> **Given request**: Will you repeat only the lines from the one with "Emit a component" through the one with "const [open, setOpen] = useState(0);", both included, leaving every picture out?
>> begin Provided information
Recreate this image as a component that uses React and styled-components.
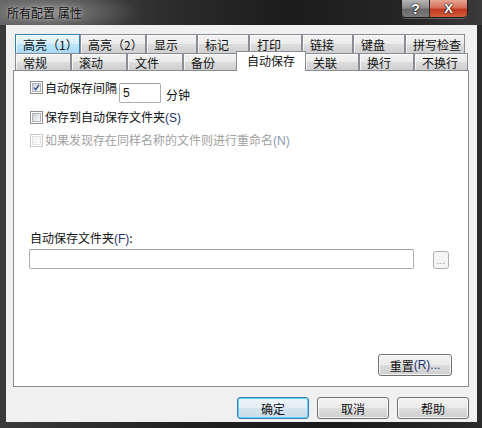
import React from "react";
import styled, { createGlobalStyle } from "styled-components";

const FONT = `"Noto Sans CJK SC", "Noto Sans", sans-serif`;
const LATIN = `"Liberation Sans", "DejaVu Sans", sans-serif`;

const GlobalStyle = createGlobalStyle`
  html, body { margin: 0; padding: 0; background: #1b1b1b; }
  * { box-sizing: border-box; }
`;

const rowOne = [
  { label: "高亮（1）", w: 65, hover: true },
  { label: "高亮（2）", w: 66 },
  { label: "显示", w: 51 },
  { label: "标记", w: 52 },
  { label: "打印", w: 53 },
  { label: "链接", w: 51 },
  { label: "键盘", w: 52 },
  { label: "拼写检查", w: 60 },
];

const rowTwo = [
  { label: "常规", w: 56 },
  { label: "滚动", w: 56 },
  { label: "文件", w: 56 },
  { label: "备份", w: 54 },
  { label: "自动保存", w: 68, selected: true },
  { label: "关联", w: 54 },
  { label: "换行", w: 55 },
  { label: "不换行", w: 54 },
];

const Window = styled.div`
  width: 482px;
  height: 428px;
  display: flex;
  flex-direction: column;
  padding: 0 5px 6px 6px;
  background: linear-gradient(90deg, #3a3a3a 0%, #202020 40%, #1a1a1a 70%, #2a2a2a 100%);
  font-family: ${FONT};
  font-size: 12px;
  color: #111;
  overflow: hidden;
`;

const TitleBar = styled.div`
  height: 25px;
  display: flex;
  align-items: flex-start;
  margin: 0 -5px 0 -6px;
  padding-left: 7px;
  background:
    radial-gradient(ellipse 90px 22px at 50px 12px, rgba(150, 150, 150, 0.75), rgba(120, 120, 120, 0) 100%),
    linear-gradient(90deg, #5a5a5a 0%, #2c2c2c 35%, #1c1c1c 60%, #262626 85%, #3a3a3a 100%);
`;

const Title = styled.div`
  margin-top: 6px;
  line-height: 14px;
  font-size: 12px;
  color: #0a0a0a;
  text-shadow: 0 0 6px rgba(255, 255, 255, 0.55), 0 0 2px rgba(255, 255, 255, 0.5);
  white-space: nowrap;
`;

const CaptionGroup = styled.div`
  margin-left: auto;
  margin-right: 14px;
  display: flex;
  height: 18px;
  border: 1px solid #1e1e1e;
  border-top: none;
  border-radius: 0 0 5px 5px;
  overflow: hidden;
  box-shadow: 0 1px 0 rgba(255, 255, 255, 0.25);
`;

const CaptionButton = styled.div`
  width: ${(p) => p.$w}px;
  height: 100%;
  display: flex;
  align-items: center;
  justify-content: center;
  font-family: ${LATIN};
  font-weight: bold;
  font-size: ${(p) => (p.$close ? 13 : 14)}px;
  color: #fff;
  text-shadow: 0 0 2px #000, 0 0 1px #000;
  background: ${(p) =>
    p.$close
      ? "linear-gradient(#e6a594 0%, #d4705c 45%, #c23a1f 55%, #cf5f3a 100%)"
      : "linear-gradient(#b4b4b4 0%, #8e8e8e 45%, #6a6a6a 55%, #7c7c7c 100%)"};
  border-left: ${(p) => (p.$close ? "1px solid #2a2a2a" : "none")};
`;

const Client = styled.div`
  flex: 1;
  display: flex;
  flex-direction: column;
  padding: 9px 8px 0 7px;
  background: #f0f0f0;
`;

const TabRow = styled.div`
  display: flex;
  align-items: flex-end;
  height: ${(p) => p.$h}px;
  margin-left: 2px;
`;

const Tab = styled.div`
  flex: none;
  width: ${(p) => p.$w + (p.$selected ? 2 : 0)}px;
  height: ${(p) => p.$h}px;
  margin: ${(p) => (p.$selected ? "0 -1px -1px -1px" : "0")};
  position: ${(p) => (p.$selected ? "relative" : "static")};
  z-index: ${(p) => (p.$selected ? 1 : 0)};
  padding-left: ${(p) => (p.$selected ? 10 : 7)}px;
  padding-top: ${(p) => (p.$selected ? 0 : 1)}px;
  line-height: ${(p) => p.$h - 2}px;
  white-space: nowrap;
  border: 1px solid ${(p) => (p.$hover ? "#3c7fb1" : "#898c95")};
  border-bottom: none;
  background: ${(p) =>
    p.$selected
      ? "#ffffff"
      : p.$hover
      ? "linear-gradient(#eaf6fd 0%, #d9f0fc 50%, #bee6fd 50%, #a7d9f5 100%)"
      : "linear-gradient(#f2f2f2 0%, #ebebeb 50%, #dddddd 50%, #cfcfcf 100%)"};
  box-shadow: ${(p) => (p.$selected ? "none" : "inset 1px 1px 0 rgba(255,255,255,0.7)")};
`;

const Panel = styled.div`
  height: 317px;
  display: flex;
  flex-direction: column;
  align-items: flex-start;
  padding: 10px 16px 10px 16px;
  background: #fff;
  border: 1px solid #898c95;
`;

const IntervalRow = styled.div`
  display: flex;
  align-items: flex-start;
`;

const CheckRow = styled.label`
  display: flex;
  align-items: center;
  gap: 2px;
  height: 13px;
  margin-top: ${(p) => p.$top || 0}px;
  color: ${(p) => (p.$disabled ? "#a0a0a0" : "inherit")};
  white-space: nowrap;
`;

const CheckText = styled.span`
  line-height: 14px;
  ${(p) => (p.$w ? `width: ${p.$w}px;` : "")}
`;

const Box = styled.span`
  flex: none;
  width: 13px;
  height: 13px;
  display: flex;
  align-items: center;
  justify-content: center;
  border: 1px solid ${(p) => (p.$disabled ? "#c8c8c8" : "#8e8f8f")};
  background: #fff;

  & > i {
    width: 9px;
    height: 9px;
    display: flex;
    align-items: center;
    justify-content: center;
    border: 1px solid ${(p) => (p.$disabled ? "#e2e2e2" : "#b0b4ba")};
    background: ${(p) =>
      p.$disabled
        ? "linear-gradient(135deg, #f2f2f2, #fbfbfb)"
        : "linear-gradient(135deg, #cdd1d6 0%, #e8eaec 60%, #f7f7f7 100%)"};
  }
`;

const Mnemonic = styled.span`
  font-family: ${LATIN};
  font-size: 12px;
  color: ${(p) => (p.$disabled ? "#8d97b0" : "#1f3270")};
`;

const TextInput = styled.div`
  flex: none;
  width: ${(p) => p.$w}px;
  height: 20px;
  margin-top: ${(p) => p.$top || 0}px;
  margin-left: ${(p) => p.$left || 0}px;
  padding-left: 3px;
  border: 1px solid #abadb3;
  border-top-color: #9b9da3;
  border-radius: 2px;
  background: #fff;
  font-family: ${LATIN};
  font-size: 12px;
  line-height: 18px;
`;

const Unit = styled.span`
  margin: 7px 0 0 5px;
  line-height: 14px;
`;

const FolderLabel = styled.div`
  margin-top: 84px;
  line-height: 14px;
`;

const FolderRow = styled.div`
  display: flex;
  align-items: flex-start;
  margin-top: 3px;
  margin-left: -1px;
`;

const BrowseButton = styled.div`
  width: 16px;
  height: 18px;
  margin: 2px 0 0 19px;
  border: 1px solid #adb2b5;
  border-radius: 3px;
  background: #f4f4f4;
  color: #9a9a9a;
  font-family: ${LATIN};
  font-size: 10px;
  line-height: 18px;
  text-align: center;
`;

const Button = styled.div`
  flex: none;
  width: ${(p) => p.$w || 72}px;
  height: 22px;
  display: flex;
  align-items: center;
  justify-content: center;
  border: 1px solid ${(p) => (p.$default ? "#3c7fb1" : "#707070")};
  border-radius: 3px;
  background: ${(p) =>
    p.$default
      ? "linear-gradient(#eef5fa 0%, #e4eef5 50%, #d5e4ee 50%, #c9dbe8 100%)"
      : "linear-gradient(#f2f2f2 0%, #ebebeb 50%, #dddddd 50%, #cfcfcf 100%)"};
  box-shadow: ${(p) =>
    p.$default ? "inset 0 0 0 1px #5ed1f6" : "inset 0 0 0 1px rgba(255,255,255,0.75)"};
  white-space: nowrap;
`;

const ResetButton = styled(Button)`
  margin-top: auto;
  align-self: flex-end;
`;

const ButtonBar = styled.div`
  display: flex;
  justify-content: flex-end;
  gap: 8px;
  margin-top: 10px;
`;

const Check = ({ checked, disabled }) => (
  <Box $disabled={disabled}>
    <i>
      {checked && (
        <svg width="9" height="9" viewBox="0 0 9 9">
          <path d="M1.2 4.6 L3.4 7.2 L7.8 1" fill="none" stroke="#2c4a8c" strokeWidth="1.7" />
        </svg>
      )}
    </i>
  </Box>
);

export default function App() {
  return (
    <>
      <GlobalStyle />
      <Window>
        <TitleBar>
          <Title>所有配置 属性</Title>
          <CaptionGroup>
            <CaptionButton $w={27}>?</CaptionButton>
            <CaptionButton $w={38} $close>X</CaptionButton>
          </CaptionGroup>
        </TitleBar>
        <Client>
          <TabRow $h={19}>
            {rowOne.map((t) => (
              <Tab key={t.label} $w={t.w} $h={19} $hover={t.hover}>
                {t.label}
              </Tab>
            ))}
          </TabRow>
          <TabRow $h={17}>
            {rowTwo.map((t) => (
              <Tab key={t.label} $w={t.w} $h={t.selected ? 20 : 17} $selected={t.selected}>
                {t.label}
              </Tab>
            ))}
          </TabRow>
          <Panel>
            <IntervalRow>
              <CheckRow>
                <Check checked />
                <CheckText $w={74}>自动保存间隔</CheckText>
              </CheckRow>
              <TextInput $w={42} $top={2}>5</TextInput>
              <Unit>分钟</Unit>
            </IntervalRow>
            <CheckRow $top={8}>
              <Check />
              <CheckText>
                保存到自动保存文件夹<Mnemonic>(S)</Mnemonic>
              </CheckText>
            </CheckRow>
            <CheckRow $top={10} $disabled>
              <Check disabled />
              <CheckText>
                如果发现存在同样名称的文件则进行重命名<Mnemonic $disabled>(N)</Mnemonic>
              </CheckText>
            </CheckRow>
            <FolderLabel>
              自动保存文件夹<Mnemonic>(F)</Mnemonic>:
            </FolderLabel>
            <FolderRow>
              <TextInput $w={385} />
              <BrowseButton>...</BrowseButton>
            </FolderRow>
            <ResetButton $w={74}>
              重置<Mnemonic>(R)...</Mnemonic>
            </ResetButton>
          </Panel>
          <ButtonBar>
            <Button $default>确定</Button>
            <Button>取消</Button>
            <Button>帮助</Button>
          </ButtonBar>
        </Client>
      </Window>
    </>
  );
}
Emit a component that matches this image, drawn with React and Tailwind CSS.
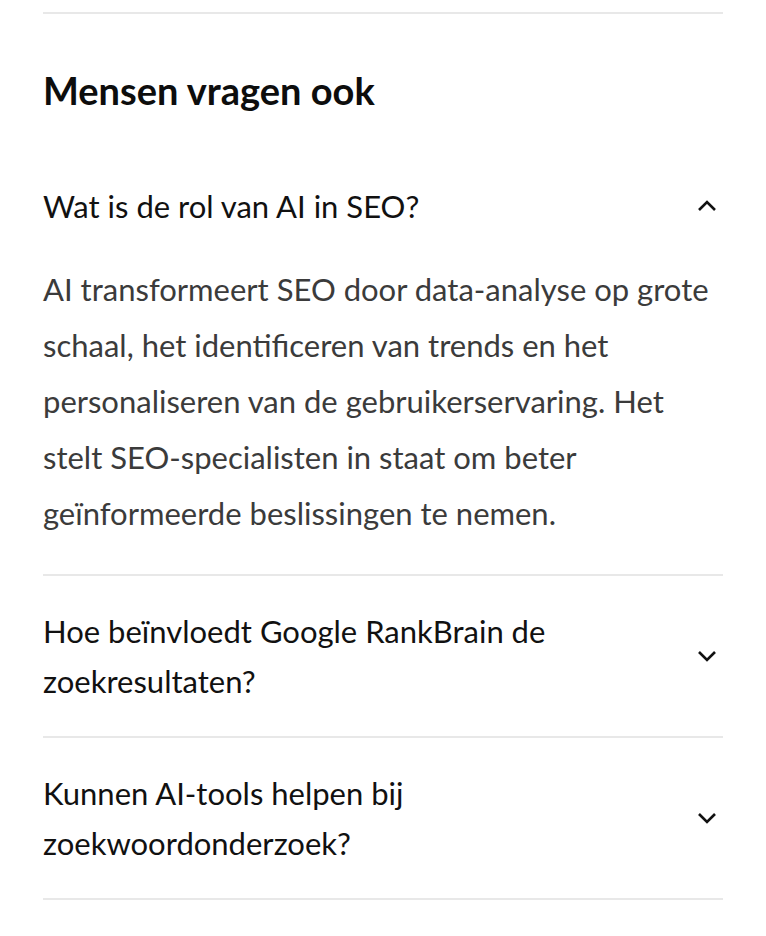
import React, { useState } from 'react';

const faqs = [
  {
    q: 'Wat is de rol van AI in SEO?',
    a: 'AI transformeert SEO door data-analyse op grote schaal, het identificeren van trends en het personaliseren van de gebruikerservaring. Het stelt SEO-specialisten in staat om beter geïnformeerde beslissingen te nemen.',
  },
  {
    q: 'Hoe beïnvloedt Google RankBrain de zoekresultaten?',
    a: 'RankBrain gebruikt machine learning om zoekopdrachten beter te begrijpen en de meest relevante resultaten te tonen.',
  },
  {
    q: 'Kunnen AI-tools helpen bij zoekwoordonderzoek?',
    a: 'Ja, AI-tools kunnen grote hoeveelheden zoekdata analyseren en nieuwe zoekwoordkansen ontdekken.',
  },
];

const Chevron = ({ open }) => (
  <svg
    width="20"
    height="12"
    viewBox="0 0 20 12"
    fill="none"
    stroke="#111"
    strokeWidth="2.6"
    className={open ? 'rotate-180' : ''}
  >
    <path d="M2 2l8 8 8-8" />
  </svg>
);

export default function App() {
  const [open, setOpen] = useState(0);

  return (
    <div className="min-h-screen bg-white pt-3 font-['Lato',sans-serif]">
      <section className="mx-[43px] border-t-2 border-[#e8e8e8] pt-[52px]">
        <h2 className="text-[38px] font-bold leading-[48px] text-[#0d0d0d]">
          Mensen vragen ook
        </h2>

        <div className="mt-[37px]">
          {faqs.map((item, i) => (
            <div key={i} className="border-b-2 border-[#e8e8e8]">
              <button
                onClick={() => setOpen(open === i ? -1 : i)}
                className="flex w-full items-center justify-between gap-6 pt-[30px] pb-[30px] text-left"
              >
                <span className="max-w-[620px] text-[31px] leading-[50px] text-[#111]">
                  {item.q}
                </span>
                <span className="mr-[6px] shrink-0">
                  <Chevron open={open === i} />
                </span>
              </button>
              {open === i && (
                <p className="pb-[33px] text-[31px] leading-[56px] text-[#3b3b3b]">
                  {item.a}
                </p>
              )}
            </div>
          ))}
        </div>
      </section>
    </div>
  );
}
>> end Provided information
> **Exercise solution**:
Emit a component that matches this image, drawn with React and Tailwind CSS.
import React, { useState } from 'react';

const faqs = [
  {
    q: 'Wat is de rol van AI in SEO?',
    a: 'AI transformeert SEO door data-analyse op grote schaal, het identificeren van trends en het personaliseren van de gebruikerservaring. Het stelt SEO-specialisten in staat om beter geïnformeerde beslissingen te nemen.',
  },
  {
    q: 'Hoe beïnvloedt Google RankBrain de zoekresultaten?',
    a: 'RankBrain gebruikt machine learning om zoekopdrachten beter te begrijpen en de meest relevante resultaten te tonen.',
  },
  {
    q: 'Kunnen AI-tools helpen bij zoekwoordonderzoek?',
    a: 'Ja, AI-tools kunnen grote hoeveelheden zoekdata analyseren en nieuwe zoekwoordkansen ontdekken.',
  },
];

const Chevron = ({ open }) => (
  <svg
    width="20"
    height="12"
    viewBox="0 0 20 12"
    fill="none"
    stroke="#111"
    strokeWidth="2.6"
    className={open ? 'rotate-180' : ''}
  >
    <path d="M2 2l8 8 8-8" />
  </svg>
);

export default function App() {
  const [open, setOpen] = useState(0);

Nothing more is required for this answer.